_Directions for this task_: Quote the listing below in its entirety.

<<<<

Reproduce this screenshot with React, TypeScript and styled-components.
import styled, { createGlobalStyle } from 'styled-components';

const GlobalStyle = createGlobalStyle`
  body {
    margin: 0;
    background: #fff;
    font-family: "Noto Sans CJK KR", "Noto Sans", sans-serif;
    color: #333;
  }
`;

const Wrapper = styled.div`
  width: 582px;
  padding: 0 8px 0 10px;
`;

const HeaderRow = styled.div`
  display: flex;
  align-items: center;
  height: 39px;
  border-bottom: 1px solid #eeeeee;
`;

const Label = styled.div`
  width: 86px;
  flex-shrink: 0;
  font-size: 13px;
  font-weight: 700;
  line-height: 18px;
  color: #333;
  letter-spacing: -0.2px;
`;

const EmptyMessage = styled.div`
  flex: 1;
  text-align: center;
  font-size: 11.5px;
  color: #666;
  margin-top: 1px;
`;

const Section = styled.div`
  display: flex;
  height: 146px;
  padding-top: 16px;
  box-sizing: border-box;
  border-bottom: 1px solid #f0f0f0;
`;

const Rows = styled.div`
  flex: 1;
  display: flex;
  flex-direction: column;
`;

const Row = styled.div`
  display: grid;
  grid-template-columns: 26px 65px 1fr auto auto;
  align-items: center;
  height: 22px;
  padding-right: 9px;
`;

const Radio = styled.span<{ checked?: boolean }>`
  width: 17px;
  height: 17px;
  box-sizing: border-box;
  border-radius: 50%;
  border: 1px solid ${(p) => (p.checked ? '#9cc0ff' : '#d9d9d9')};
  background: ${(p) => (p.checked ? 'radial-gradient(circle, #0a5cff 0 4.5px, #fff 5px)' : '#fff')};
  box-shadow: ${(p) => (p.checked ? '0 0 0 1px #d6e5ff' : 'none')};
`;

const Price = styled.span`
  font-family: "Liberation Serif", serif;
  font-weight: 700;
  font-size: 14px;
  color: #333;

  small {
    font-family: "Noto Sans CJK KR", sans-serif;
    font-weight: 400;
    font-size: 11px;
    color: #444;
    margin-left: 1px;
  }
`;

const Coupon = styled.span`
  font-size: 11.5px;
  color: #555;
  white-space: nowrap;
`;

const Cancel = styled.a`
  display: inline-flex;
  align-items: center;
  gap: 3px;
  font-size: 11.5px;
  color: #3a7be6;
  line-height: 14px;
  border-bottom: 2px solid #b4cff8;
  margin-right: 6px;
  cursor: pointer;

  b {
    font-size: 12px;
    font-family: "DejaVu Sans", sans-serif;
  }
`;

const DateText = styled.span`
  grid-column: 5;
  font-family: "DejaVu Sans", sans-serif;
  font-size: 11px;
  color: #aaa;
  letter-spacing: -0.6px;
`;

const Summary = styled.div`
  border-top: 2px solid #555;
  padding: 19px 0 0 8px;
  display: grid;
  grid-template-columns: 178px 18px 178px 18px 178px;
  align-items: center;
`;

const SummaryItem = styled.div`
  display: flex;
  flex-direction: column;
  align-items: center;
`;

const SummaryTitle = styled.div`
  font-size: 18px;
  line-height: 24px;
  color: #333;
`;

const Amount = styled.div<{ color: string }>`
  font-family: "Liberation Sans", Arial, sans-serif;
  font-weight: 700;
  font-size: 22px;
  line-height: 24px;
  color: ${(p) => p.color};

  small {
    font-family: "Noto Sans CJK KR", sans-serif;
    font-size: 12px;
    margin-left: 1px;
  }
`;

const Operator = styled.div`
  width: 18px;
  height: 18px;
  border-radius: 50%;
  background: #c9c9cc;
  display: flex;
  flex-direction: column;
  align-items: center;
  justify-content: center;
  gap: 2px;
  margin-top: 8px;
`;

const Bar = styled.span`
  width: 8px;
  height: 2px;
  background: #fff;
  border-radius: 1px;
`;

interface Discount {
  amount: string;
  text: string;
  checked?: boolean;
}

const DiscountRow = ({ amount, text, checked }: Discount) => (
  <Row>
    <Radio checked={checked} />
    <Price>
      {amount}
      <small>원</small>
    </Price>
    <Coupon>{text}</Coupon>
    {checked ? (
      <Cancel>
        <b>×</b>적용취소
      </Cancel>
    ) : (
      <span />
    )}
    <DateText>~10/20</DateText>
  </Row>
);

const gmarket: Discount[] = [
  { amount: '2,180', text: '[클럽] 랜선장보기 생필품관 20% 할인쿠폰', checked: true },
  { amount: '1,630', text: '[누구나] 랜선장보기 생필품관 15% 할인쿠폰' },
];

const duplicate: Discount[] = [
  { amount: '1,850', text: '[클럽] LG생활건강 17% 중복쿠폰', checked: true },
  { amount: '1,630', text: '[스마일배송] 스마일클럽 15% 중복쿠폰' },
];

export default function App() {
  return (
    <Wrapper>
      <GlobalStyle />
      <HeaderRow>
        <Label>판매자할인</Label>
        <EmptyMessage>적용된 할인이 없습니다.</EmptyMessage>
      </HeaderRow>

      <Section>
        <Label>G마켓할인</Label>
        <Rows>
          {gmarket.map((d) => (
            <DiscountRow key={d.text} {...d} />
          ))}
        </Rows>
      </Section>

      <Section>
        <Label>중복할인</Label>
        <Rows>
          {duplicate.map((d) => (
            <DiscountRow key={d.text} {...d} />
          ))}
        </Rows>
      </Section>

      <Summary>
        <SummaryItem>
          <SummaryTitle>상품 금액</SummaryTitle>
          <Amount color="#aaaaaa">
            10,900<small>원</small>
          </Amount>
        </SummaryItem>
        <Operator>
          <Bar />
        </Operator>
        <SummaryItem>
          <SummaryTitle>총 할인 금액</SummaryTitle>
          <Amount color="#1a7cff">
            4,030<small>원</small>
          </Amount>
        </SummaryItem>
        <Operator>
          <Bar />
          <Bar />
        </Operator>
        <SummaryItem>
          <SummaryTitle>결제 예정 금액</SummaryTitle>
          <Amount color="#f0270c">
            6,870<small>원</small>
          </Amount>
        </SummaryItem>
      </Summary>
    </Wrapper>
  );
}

>>>>

_Exercise result_:
Reproduce this screenshot with React, TypeScript and styled-components.
import styled, { createGlobalStyle } from 'styled-components';

const GlobalStyle = createGlobalStyle`
  body {
    margin: 0;
    background: #fff;
    font-family: "Noto Sans CJK KR", "Noto Sans", sans-serif;
    color: #333;
  }
`;

const Wrapper = styled.div`
  width: 582px;
  padding: 0 8px 0 10px;
`;

const HeaderRow = styled.div`
  display: flex;
  align-items: center;
  height: 39px;
  border-bottom: 1px solid #eeeeee;
`;

const Label = styled.div`
  width: 86px;
  flex-shrink: 0;
  font-size: 13px;
  font-weight: 700;
  line-height: 18px;
  color: #333;
  letter-spacing: -0.2px;
`;

const EmptyMessage = styled.div`
  flex: 1;
  text-align: center;
  font-size: 11.5px;
  color: #666;
  margin-top: 1px;
`;

const Section = styled.div`
  display: flex;
  height: 146px;
  padding-top: 16px;
  box-sizing: border-box;
  border-bottom: 1px solid #f0f0f0;
`;

const Rows = styled.div`
  flex: 1;
  display: flex;
  flex-direction: column;
`;

const Row = styled.div`
  display: grid;
  grid-template-columns: 26px 65px 1fr auto auto;
  align-items: center;
  height: 22px;
  padding-right: 9px;
`;

const Radio = styled.span<{ checked?: boolean }>`
  width: 17px;
  height: 17px;
  box-sizing: border-box;
  border-radius: 50%;
  border: 1px solid ${(p) => (p.checked ? '#9cc0ff' : '#d9d9d9')};
  background: ${(p) => (p.checked ? 'radial-gradient(circle, #0a5cff 0 4.5px, #fff 5px)' : '#fff')};
  box-shadow: ${(p) => (p.checked ? '0 0 0 1px #d6e5ff' : 'none')};
`;

const Price = styled.span`
  font-family: "Liberation Serif", serif;
  font-weight: 700;
  font-size: 14px;
  color: #333;

  small {
    font-family: "Noto Sans CJK KR", sans-serif;
    font-weight: 400;
    font-size: 11px;
    color: #444;
    margin-left: 1px;
  }
`;

const Coupon = styled.span`
  font-size: 11.5px;
  color: #555;
  white-space: nowrap;
`;

const Cancel = styled.a`
  display: inline-flex;
  align-items: center;
  gap: 3px;
  font-size: 11.5px;
  color: #3a7be6;
  line-height: 14px;
  border-bottom: 2px solid #b4cff8;
  margin-right: 6px;
  cursor: pointer;

  b {
    font-size: 12px;
    font-family: "DejaVu Sans", sans-serif;
  }
`;

const DateText = styled.span`
  grid-column: 5;
  font-family: "DejaVu Sans", sans-serif;
  font-size: 11px;
  color: #aaa;
  letter-spacing: -0.6px;
`;

const Summary = styled.div`
  border-top: 2px solid #555;
  padding: 19px 0 0 8px;
  display: grid;
  grid-template-columns: 178px 18px 178px 18px 178px;
  align-items: center;
`;

const SummaryItem = styled.div`
  display: flex;
  flex-direction: column;
  align-items: center;
`;

const SummaryTitle = styled.div`
  font-size: 18px;
  line-height: 24px;
  color: #333;
`;

const Amount = styled.div<{ color: string }>`
  font-family: "Liberation Sans", Arial, sans-serif;
  font-weight: 700;
  font-size: 22px;
  line-height: 24px;
  color: ${(p) => p.color};

  small {
    font-family: "Noto Sans CJK KR", sans-serif;
    font-size: 12px;
    margin-left: 1px;
  }
`;

const Operator = styled.div`
  width: 18px;
  height: 18px;
  border-radius: 50%;
  background: #c9c9cc;
  display: flex;
  flex-direction: column;
  align-items: center;
  justify-content: center;
  gap: 2px;
  margin-top: 8px;
`;

const Bar = styled.span`
  width: 8px;
  height: 2px;
  background: #fff;
  border-radius: 1px;
`;

interface Discount {
  amount: string;
  text: string;
  checked?: boolean;
}

const DiscountRow = ({ amount, text, checked }: Discount) => (
  <Row>
    <Radio checked={checked} />
    <Price>
      {amount}
      <small>원</small>
    </Price>
    <Coupon>{text}</Coupon>
    {checked ? (
      <Cancel>
        <b>×</b>적용취소
      </Cancel>
    ) : (
      <span />
    )}
    <DateText>~10/20</DateText>
  </Row>
);

const gmarket: Discount[] = [
  { amount: '2,180', text: '[클럽] 랜선장보기 생필품관 20% 할인쿠폰', checked: true },
  { amount: '1,630', text: '[누구나] 랜선장보기 생필품관 15% 할인쿠폰' },
];

const duplicate: Discount[] = [
  { amount: '1,850', text: '[클럽] LG생활건강 17% 중복쿠폰', checked: true },
  { amount: '1,630', text: '[스마일배송] 스마일클럽 15% 중복쿠폰' },
];

export default function App() {
  return (
    <Wrapper>
      <GlobalStyle />
      <HeaderRow>
        <Label>판매자할인</Label>
        <EmptyMessage>적용된 할인이 없습니다.</EmptyMessage>
      </HeaderRow>

      <Section>
        <Label>G마켓할인</Label>
        <Rows>
          {gmarket.map((d) => (
            <DiscountRow key={d.text} {...d} />
          ))}
        </Rows>
      </Section>

      <Section>
        <Label>중복할인</Label>
        <Rows>
          {duplicate.map((d) => (
            <DiscountRow key={d.text} {...d} />
          ))}
        </Rows>
      </Section>

      <Summary>
        <SummaryItem>
          <SummaryTitle>상품 금액</SummaryTitle>
          <Amount color="#aaaaaa">
            10,900<small>원</small>
          </Amount>
        </SummaryItem>
        <Operator>
          <Bar />
        </Operator>
        <SummaryItem>
          <SummaryTitle>총 할인 금액</SummaryTitle>
          <Amount color="#1a7cff">
            4,030<small>원</small>
          </Amount>
        </SummaryItem>
        <Operator>
          <Bar />
          <Bar />
        </Operator>
        <SummaryItem>
          <SummaryTitle>결제 예정 금액</SummaryTitle>
          <Amount color="#f0270c">
            6,870<small>원</small>
          </Amount>
        </SummaryItem>
      </Summary>
    </Wrapper>
  );
}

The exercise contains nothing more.